**The exercise:**
Write out each line exactly as it stands, please.
.....
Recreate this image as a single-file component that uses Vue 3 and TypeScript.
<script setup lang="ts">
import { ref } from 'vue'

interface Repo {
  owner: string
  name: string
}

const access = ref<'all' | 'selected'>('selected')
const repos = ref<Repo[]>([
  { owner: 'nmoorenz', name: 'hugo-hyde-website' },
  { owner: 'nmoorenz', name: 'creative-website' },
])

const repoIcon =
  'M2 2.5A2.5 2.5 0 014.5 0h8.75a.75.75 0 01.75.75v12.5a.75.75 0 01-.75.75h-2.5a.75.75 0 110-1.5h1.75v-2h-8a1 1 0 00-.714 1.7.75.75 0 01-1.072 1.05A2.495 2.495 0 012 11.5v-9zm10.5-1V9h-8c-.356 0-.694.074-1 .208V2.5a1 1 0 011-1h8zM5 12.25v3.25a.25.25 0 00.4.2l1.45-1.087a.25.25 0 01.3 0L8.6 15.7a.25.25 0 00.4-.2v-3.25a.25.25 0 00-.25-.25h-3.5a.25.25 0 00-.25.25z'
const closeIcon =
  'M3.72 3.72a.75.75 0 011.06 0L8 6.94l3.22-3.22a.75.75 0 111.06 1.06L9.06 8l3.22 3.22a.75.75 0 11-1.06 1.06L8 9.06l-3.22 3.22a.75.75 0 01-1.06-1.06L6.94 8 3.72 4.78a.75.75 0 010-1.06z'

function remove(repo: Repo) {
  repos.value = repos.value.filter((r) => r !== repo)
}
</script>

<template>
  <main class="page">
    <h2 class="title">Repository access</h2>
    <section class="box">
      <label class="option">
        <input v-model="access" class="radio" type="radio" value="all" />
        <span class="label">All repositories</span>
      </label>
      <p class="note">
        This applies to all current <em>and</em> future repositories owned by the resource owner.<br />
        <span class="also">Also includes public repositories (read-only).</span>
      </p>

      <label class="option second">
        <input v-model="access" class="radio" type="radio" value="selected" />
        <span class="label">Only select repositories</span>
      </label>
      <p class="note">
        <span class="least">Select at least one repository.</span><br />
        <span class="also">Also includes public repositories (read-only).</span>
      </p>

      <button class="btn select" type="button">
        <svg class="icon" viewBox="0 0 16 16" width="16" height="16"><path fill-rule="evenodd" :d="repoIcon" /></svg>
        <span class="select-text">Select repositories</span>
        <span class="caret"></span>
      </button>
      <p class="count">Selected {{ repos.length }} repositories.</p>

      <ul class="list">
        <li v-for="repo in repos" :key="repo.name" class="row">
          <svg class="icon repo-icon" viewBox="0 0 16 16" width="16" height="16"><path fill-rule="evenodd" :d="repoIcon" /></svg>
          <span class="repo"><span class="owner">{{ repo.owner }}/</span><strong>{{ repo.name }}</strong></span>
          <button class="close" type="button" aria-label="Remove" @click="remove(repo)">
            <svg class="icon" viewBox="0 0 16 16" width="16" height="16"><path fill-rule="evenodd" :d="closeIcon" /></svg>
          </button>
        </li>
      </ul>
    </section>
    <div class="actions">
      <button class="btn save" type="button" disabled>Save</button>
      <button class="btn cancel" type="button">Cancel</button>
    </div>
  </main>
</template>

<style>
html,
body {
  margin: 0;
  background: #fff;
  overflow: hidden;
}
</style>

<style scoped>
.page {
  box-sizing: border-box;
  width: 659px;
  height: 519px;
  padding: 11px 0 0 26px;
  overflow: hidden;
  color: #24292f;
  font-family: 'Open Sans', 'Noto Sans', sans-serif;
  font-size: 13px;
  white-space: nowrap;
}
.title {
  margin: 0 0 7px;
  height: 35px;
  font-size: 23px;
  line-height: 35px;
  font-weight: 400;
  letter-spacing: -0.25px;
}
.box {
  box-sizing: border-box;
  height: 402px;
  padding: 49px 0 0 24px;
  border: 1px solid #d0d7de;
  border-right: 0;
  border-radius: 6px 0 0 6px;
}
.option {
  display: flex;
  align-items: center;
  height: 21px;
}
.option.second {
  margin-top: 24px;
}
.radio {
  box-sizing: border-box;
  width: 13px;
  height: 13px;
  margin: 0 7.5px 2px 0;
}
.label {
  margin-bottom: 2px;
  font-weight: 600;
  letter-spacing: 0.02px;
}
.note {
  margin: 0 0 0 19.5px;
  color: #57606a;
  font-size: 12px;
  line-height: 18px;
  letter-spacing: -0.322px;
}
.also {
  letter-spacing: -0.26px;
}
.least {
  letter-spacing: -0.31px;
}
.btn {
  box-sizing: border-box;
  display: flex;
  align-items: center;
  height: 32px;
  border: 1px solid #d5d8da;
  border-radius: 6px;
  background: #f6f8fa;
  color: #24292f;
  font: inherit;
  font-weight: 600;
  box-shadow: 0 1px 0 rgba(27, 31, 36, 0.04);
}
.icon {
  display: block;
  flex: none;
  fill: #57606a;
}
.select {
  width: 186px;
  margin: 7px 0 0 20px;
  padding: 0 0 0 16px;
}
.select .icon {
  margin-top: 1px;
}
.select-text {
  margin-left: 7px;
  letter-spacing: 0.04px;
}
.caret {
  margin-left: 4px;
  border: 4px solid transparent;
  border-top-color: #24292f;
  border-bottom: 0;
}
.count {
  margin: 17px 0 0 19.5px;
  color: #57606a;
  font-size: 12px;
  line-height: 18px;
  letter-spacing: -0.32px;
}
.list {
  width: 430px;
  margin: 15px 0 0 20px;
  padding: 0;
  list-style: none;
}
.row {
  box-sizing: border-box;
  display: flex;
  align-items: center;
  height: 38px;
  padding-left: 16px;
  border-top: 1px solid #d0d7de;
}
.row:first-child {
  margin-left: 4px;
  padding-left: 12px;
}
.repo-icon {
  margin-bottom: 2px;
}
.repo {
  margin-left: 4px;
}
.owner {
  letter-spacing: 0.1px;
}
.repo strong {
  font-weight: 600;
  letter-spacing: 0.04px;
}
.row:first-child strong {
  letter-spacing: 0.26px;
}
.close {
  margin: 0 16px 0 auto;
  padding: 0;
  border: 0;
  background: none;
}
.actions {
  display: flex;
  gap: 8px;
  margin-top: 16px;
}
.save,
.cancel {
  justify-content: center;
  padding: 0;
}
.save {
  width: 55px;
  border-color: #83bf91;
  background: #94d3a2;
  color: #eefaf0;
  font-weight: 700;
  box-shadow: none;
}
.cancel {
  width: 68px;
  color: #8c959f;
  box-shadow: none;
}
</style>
.....
**Full answer:**
Recreate this image as a single-file component that uses Vue 3 and TypeScript.
<script setup lang="ts">
import { ref } from 'vue'

interface Repo {
  owner: string
  name: string
}

const access = ref<'all' | 'selected'>('selected')
const repos = ref<Repo[]>([
  { owner: 'nmoorenz', name: 'hugo-hyde-website' },
  { owner: 'nmoorenz', name: 'creative-website' },
])

const repoIcon =
  'M2 2.5A2.5 2.5 0 014.5 0h8.75a.75.75 0 01.75.75v12.5a.75.75 0 01-.75.75h-2.5a.75.75 0 110-1.5h1.75v-2h-8a1 1 0 00-.714 1.7.75.75 0 01-1.072 1.05A2.495 2.495 0 012 11.5v-9zm10.5-1V9h-8c-.356 0-.694.074-1 .208V2.5a1 1 0 011-1h8zM5 12.25v3.25a.25.25 0 00.4.2l1.45-1.087a.25.25 0 01.3 0L8.6 15.7a.25.25 0 00.4-.2v-3.25a.25.25 0 00-.25-.25h-3.5a.25.25 0 00-.25.25z'
const closeIcon =
  'M3.72 3.72a.75.75 0 011.06 0L8 6.94l3.22-3.22a.75.75 0 111.06 1.06L9.06 8l3.22 3.22a.75.75 0 11-1.06 1.06L8 9.06l-3.22 3.22a.75.75 0 01-1.06-1.06L6.94 8 3.72 4.78a.75.75 0 010-1.06z'

function remove(repo: Repo) {
  repos.value = repos.value.filter((r) => r !== repo)
}
</script>

<template>
  <main class="page">
    <h2 class="title">Repository access</h2>
    <section class="box">
      <label class="option">
        <input v-model="access" class="radio" type="radio" value="all" />
        <span class="label">All repositories</span>
      </label>
      <p class="note">
        This applies to all current <em>and</em> future repositories owned by the resource owner.<br />
        <span class="also">Also includes public repositories (read-only).</span>
      </p>

      <label class="option second">
        <input v-model="access" class="radio" type="radio" value="selected" />
        <span class="label">Only select repositories</span>
      </label>
      <p class="note">
        <span class="least">Select at least one repository.</span><br />
        <span class="also">Also includes public repositories (read-only).</span>
      </p>

      <button class="btn select" type="button">
        <svg class="icon" viewBox="0 0 16 16" width="16" height="16"><path fill-rule="evenodd" :d="repoIcon" /></svg>
        <span class="select-text">Select repositories</span>
        <span class="caret"></span>
      </button>
      <p class="count">Selected {{ repos.length }} repositories.</p>

      <ul class="list">
        <li v-for="repo in repos" :key="repo.name" class="row">
          <svg class="icon repo-icon" viewBox="0 0 16 16" width="16" height="16"><path fill-rule="evenodd" :d="repoIcon" /></svg>
          <span class="repo"><span class="owner">{{ repo.owner }}/</span><strong>{{ repo.name }}</strong></span>
          <button class="close" type="button" aria-label="Remove" @click="remove(repo)">
            <svg class="icon" viewBox="0 0 16 16" width="16" height="16"><path fill-rule="evenodd" :d="closeIcon" /></svg>
          </button>
        </li>
      </ul>
    </section>
    <div class="actions">
      <button class="btn save" type="button" disabled>Save</button>
      <button class="btn cancel" type="button">Cancel</button>
    </div>
  </main>
</template>

<style>
html,
body {
  margin: 0;
  background: #fff;
  overflow: hidden;
}
</style>

<style scoped>
.page {
  box-sizing: border-box;
  width: 659px;
  height: 519px;
  padding: 11px 0 0 26px;
  overflow: hidden;
  color: #24292f;
  font-family: 'Open Sans', 'Noto Sans', sans-serif;
  font-size: 13px;
  white-space: nowrap;
}
.title {
  margin: 0 0 7px;
  height: 35px;
  font-size: 23px;
  line-height: 35px;
  font-weight: 400;
  letter-spacing: -0.25px;
}
.box {
  box-sizing: border-box;
  height: 402px;
  padding: 49px 0 0 24px;
  border: 1px solid #d0d7de;
  border-right: 0;
  border-radius: 6px 0 0 6px;
}
.option {
  display: flex;
  align-items: center;
  height: 21px;
}
.option.second {
  margin-top: 24px;
}
.radio {
  box-sizing: border-box;
  width: 13px;
  height: 13px;
  margin: 0 7.5px 2px 0;
}
.label {
  margin-bottom: 2px;
  font-weight: 600;
  letter-spacing: 0.02px;
}
.note {
  margin: 0 0 0 19.5px;
  color: #57606a;
  font-size: 12px;
  line-height: 18px;
  letter-spacing: -0.322px;
}
.also {
  letter-spacing: -0.26px;
}
.least {
  letter-spacing: -0.31px;
}
.btn {
  box-sizing: border-box;
  display: flex;
  align-items: center;
  height: 32px;
  border: 1px solid #d5d8da;
  border-radius: 6px;
  background: #f6f8fa;
  color: #24292f;
  font: inherit;
  font-weight: 600;
  box-shadow: 0 1px 0 rgba(27, 31, 36, 0.04);
}
.icon {
  display: block;
  flex: none;
  fill: #57606a;
}
.select {
  width: 186px;
  margin: 7px 0 0 20px;
  padding: 0 0 0 16px;
}
.select .icon {
  margin-top: 1px;
}
.select-text {
  margin-left: 7px;
  letter-spacing: 0.04px;
}
.caret {
  margin-left: 4px;
  border: 4px solid transparent;
  border-top-color: #24292f;
  border-bottom: 0;
}
.count {
  margin: 17px 0 0 19.5px;
  color: #57606a;
  font-size: 12px;
  line-height: 18px;
  letter-spacing: -0.32px;
}
.list {
  width: 430px;
  margin: 15px 0 0 20px;
  padding: 0;
  list-style: none;
}
.row {
  box-sizing: border-box;
  display: flex;
  align-items: center;
  height: 38px;
  padding-left: 16px;
  border-top: 1px solid #d0d7de;
}
.row:first-child {
  margin-left: 4px;
  padding-left: 12px;
}
.repo-icon {
  margin-bottom: 2px;
}
.repo {
  margin-left: 4px;
}
.owner {
  letter-spacing: 0.1px;
}
.repo strong {
  font-weight: 600;
  letter-spacing: 0.04px;
}
.row:first-child strong {
  letter-spacing: 0.26px;
}
.close {
  margin: 0 16px 0 auto;
  padding: 0;
  border: 0;
  background: none;
}
.actions {
  display: flex;
  gap: 8px;
  margin-top: 16px;
}
.save,
.cancel {
  justify-content: center;
  padding: 0;
}
.save {
  width: 55px;
  border-color: #83bf91;
  background: #94d3a2;
  color: #eefaf0;
  font-weight: 700;
  box-shadow: none;
}
.cancel {
  width: 68px;
  color: #8c959f;
  box-shadow: none;
}
</style>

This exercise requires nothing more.